Bloody Martini
If you’re a savory cocktail person, consider this scarlet sipper flavored with zippy fresh tomato.
- Makes
1 cocktail
- Time
10 minutes

A lighter, more refined relation to the Bloody Mary, this cocktail calls for making tomato water, then shaking it up with two types of vodka—regular and peppered. The recipe is adapted from The Joy of Mixology by Gary Regan, who was inspired by a drink called the Pepper Tomato at Wallsé, an Austrian restaurant in New York City. Regan notes that if you’re in a hurry, you can make the cheesecloth containing the tomato purée into a pouch and squeeze out the tomato water.

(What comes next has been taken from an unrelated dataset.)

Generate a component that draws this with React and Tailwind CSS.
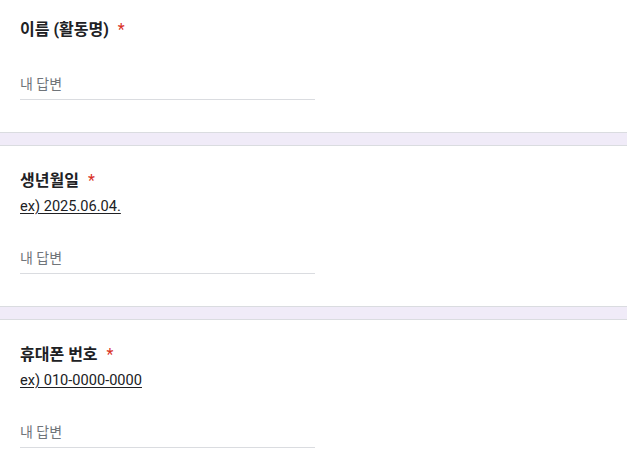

Featured in the January/February 2010 issue.
Ingredients
For the tomato water:
- 2 large tomatoes, halved
For the cocktail:
- 1½ oz. pepper-flavored vodka
- 1 oz. vodka
- Celery seed
- Pimento-stuffed green olive or lemon twist, for garnish
Instructions
Step 1
Step 2
- Make the tomato water: In a blender, purée the tomatoes. Line a fine-mesh strainer with cheesecloth, place over a medium bowl or large liquid measuring cup, and strain the tomato juice. Tomato water can be stored in an airtight container in the fridge for up to 3 days.
- Make the cocktail: To a cocktail shaker filled halfway with ice, add 2 ounces of the tomato water, both vodkas, and a pinch of celery seed. Shake vigorously until chilled, about 15 seconds. Strain into a chilled martini glass and garnish with an olive.